Mike is proud of the work that has happened so far but believes that the real benefits are yet to be realised.
“Our first cohort are now entering their third year and will have another year before they graduate. There are several measures of success stemming from that, including the grades they achieve, and the destination of those students once they graduate. The pass rates have been terrific, in part aided by the fact that there are English tutors who are there for the students to go to at any time. It will ultimately be them completing the program and being satisfied that they got what they were looking for.”
From Zhejiang University's perspective the partnership has brought significant benefits. Over the past two years, Zhejiang has risen 50 places in the QS rankings in part through a structured approach to internationalisation that includes development of the International Campus, a driver for raising the international profile of their students and staff. For Edinburgh, Mike stresses that
“The partnership has seen the largest single academic staff recruitment in Biomedical Sciences in the last five years, it’s been a plus all round.”
ZJE is truly international. Sue Welburn explains that across the diverse ZJE staff and student body 17 different nationalities are represented. Most of the Chinese nationals contributing to ZJE are Chinese nationals who have been based in the US or Europe.
“When the people we have in Edinburgh go out to teach, now that the institute is there, they are able to develop projects in China and build new collaborations. It’s been a huge gain for us so far."

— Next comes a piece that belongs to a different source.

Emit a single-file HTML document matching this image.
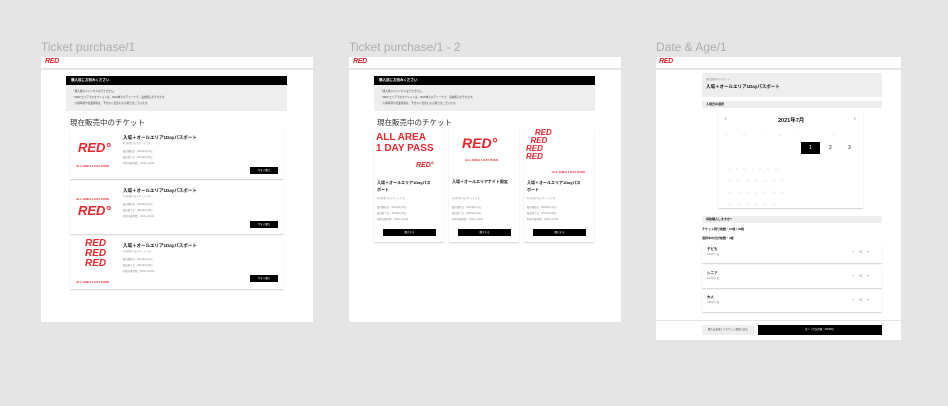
<!DOCTYPE html>
<html><head><meta charset="utf-8"><style>
*{margin:0;padding:0;box-sizing:border-box}
body{width:948px;height:406px;background:#e5e5e5;position:relative;overflow:hidden;font-family:"Liberation Sans","Noto Sans CJK JP",sans-serif;color:#111}
.a{position:absolute}
.w{background:#fff}
.t{font-size:12px;color:#adadad;white-space:nowrap}
.logo{font-size:7px;font-weight:bold;color:#e8262d;font-style:italic;letter-spacing:-0.3px}
.blk{background:#000;color:#fff;font-size:3.5px;font-weight:bold;padding-left:5px;line-height:9px}
.note{background:#eee;font-size:2.6px;color:#444;padding:4px 6px;line-height:6px}
.h{font-size:7.5px;color:#333;white-space:nowrap}
.card{background:#fff;box-shadow:0 1px 1px rgba(0,0,0,.18)}
.ct{font-size:4.5px;font-weight:bold;white-space:nowrap}
.sm{font-size:2.4px;color:#888;line-height:6px;white-space:nowrap}
.btn{background:#000;color:#fff;font-size:2.5px;text-align:center}
.red{color:#e8262d;font-weight:bold;font-style:italic}
.g{color:#e2e2e2}
</style></head><body>
<!-- Frame 1 -->
<div class="a t" style="left:41px;top:40px">Ticket purchase/1</div>
<div class="a w" style="left:41px;top:57px;width:272px;height:11px"><span class="a logo" style="left:4px;top:1px">RED</span></div>
<div class="a w" style="left:41px;top:70px;width:272px;height:252px"></div>
<div class="a blk" style="left:66px;top:76px;width:221px;height:9px">購入前にお読みください</div>
<div class="a note" style="left:66px;top:85px;width:221px;height:26px">・購入後のキャンセルはできません。<br>・RED°エリアでのオプションは、RED体でのアリーナで、追加購入ができます。<br>・入場時間や営業時間は、予告なく変更になる場合がございます。</div>
<div class="a h" style="left:70px;top:117px">現在販売中のチケット</div>

<div class="a card" style="left:70px;top:130px;width:213px;height:49px">
<div class="a red" style="left:8px;top:10px;font-size:13px">RED°</div><div class="a red" style="left:6px;top:34px;font-size:3px">ALL AREA 1 DAY PASS</div>
<div class="a ct" style="left:53px;top:5px">入場＋オールエリア1Dayパスポート</div>
<div class="a sm" style="left:53px;top:11px">1日中遊べるチケットです。</div>
<div class="a sm" style="left:53px;top:19px">販売開始日：2021年5月1日<br>販売終了日：2021年4月6日<br>利用可能時間：10:00〜19:00</div>
<div class="a btn" style="left:180px;top:37px;width:28px;height:7px;line-height:7px">今すぐ購入</div></div>

<div class="a card" style="left:70px;top:185px;width:213px;height:49px">
<div class="a red" style="left:6px;top:12px;font-size:3px">ALL AREA 1 DAY PASS</div><div class="a red" style="left:8px;top:18px;font-size:13px">RED°</div>
<div class="a ct" style="left:53px;top:3px">入場＋オールエリア1Dayパスポート</div>
<div class="a sm" style="left:53px;top:9px">1日中遊べるチケットです。</div>
<div class="a sm" style="left:53px;top:17px">販売開始日：2021年4月1日<br>販売終了日：2021年4月6日<br>利用可能時間：10:00〜19:00</div>
<div class="a btn" style="left:180px;top:36px;width:28px;height:7px;line-height:7px">今すぐ購入</div></div>

<div class="a card" style="left:70px;top:239px;width:213px;height:50px">
<div class="a red" style="left:15px;top:0px;font-size:10px;line-height:10px">RED<br>RED<br>RED</div><div class="a red" style="left:6px;top:41px;font-size:3px">ALL AREA 1 DAY PASS</div>
<div class="a ct" style="left:53px;top:4px">入場＋オールエリア1Dayパスポート</div>
<div class="a sm" style="left:53px;top:10px">1日中遊べるチケットです。</div>
<div class="a sm" style="left:53px;top:18px">販売開始日：2021年4月1日<br>販売終了日：2021年4月6日<br>利用可能時間：10:00〜19:00</div>
<div class="a btn" style="left:180px;top:36px;width:28px;height:7px;line-height:7px">今すぐ購入</div></div>

<!-- Frame 2 -->
<div class="a t" style="left:349px;top:40px">Ticket purchase/1 - 2</div>
<div class="a w" style="left:349px;top:57px;width:272px;height:11px"><span class="a logo" style="left:4px;top:1px">RED</span></div>
<div class="a w" style="left:349px;top:70px;width:272px;height:252px"></div>
<div class="a blk" style="left:374px;top:76px;width:221px;height:9px">購入前にお読みください</div>
<div class="a note" style="left:374px;top:85px;width:221px;height:26px">・購入後のキャンセルはできません。<br>・RED°エリアでのオプションは、RED体でのアリーナで、追加購入ができます。<br>・入場時間や営業時間は、予告なく変更になる場合がございます。</div>
<div class="a h" style="left:377px;top:117px">現在販売中のチケット</div>

<div class="a card" style="left:374px;top:129px;width:70px;height:113px">
<div class="a red" style="left:2px;top:3px;font-size:10px;line-height:11px;font-style:normal;white-space:nowrap">ALL AREA<br>1 DAY PASS</div>
<div class="a red" style="left:42px;top:33px;font-size:7px">RED°</div>
<div class="a ct" style="left:3px;top:50px;font-size:4px;line-height:7px">入場＋オールエリア1Dayパス<br>ポート</div>
<div class="a sm" style="left:3px;top:67px">1日中遊べるチケットです。</div>
<div class="a sm" style="left:3px;top:76px">販売開始日：2021年4月1日<br>販売終了日：2021年4月6日<br>利用可能時間：10:00〜19:00</div>
<div class="a btn" style="left:9px;top:100px;width:53px;height:7px;line-height:7px">購入する</div></div>

<div class="a card" style="left:449px;top:129px;width:70px;height:113px">
<div class="a red" style="left:13px;top:6px;font-size:14px">RED°</div>
<div class="a red" style="left:16px;top:29px;font-size:3px;font-style:normal">ALL AREA 1 DAY PASS</div>
<div class="a ct" style="left:3px;top:50px;font-size:4px">入場＋オールエリアナイト限定</div>
<div class="a sm" style="left:3px;top:67px">1日中遊べるチケットです。</div>
<div class="a sm" style="left:3px;top:76px">販売開始日：2021年4月1日<br>販売終了日：2021年4月6日<br>利用可能時間：10:00〜19:00</div>
<div class="a btn" style="left:9px;top:100px;width:53px;height:7px;line-height:7px">購入する</div></div>

<div class="a card" style="left:524px;top:129px;width:70px;height:113px">
<div class="a red" style="left:2px;top:0px;font-size:8px;line-height:8px">&nbsp;&nbsp;&nbsp;&nbsp;RED<br>&nbsp;&nbsp;RED<br>RED<br>RED</div>
<div class="a red" style="left:28px;top:41px;font-size:3px;font-style:normal">ALL AREA 1 DAY PASS</div>
<div class="a ct" style="left:3px;top:50px;font-size:4px;line-height:7px">入場＋オールエリア1Dayパス<br>ポート</div>
<div class="a sm" style="left:3px;top:67px">1日中遊べるチケットです。</div>
<div class="a sm" style="left:3px;top:76px">販売開始日：2021年4月1日<br>販売終了日：2021年4月6日<br>利用可能時間：10:00〜19:00</div>
<div class="a btn" style="left:9px;top:100px;width:53px;height:7px;line-height:7px">購入する</div></div>

<!-- Frame 3 -->
<div class="a t" style="left:656px;top:40px">Date &amp; Age/1</div>
<div class="a w" style="left:656px;top:57px;width:245px;height:11px"><span class="a logo" style="left:3px;top:1px">RED</span></div>
<div class="a w" style="left:656px;top:70px;width:245px;height:270px"></div>
<div class="a" style="left:702px;top:73px;width:180px;height:24px;background:#eee"><div class="a sm" style="left:4px;top:4px">現在選択中のチケット：</div><div class="a ct" style="left:4px;top:11px;font-size:4.5px">入場＋オールエリア1Dayパスポート</div></div>
<div class="a" style="left:702px;top:101px;width:180px;height:7px;background:#eee;font-size:3px;font-weight:bold;padding-left:4px;line-height:7px">入場日の選択</div>
<div class="a card" style="left:718px;top:111px;width:145px;height:97px">
<div class="a" style="left:7px;top:5px;font-size:5px">‹</div><div class="a" style="left:136px;top:5px;font-size:5px">›</div>
<div class="a" style="left:60px;top:5px;font-size:5.5px;font-weight:bold">2021年7月</div>
<div class="a btn" style="left:83px;top:31px;width:19px;height:12px"></div>
<div class="a" style="left:91px;top:34px;font-size:5px;color:#fff">1</div>
<div class="a" style="left:111px;top:34px;font-size:5px">2</div>
<div class="a" style="left:130px;top:34px;font-size:5px">3</div>
<div class="a g" style="left:7px;top:22px;font-size:3px;word-spacing:15px;white-space:nowrap">S M T W T F S</div>
<div class="a g" style="left:10px;top:52px;font-size:3.5px;line-height:12px;white-space:pre">4      5      6      7      8      9      10
11     12     13     14     15     16     17
18     19     20     21     22     23     24
25     26     27     28     29     30</div>
</div>
<div class="a" style="left:702px;top:216px;width:180px;height:7px;background:#eee;font-size:3px;font-weight:bold;padding-left:4px;line-height:7px">何枚購入しますか?</div>
<div class="a" style="left:702px;top:227px;font-size:3px;font-weight:bold">チケット残り枚数：10枚 / 40枚</div>
<div class="a" style="left:702px;top:236px;font-size:3px;font-weight:bold">選択中の合計枚数：0枚</div>
<div class="a card" style="left:702px;top:243px;width:180px;height:20px"><div class="a ct" style="left:5px;top:4px;font-size:3.5px">子ども</div><div class="a sm" style="left:5px;top:9px">1000円 / 枚</div><div class="a" style="left:150px;top:6px;font-size:4px;color:#666;word-spacing:4px">− 0 +</div></div>
<div class="a card" style="left:702px;top:267px;width:180px;height:21px"><div class="a ct" style="left:5px;top:4px;font-size:3.5px">シニア</div><div class="a sm" style="left:5px;top:9px">1200円 / 枚</div><div class="a" style="left:150px;top:6px;font-size:4px;color:#666;word-spacing:4px">− 0 +</div></div>
<div class="a card" style="left:702px;top:291px;width:180px;height:21px"><div class="a ct" style="left:5px;top:4px;font-size:3.5px">大人</div><div class="a sm" style="left:5px;top:9px">1900円 / 枚</div><div class="a" style="left:150px;top:6px;font-size:4px;color:#666;word-spacing:4px">− 0 +</div></div>
<div class="a" style="left:656px;top:320px;width:245px;height:1px;background:#e5e5e5"></div>
<div class="a" style="left:702px;top:325px;width:52px;height:10px;background:#eee;font-size:2.5px;text-align:center;line-height:10px;color:#444">購入を変更してチケット選択に戻る</div>
<div class="a btn" style="left:758px;top:325px;width:124px;height:10px;line-height:10px">次へ（合計金額：0000円）</div>
</body></html>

A top three Chinese university partnering with a world top 20 university seemed destined to result in great things. Indeed, through their high-level engagement in an equal partnership of research and education, used as a vehicle to develop collaborative activity as well as to create a link between education, research, translation and commercialisation, the future looks incredibly bright for the ZJE Institute, as well as for Scotland’s future relationship with China.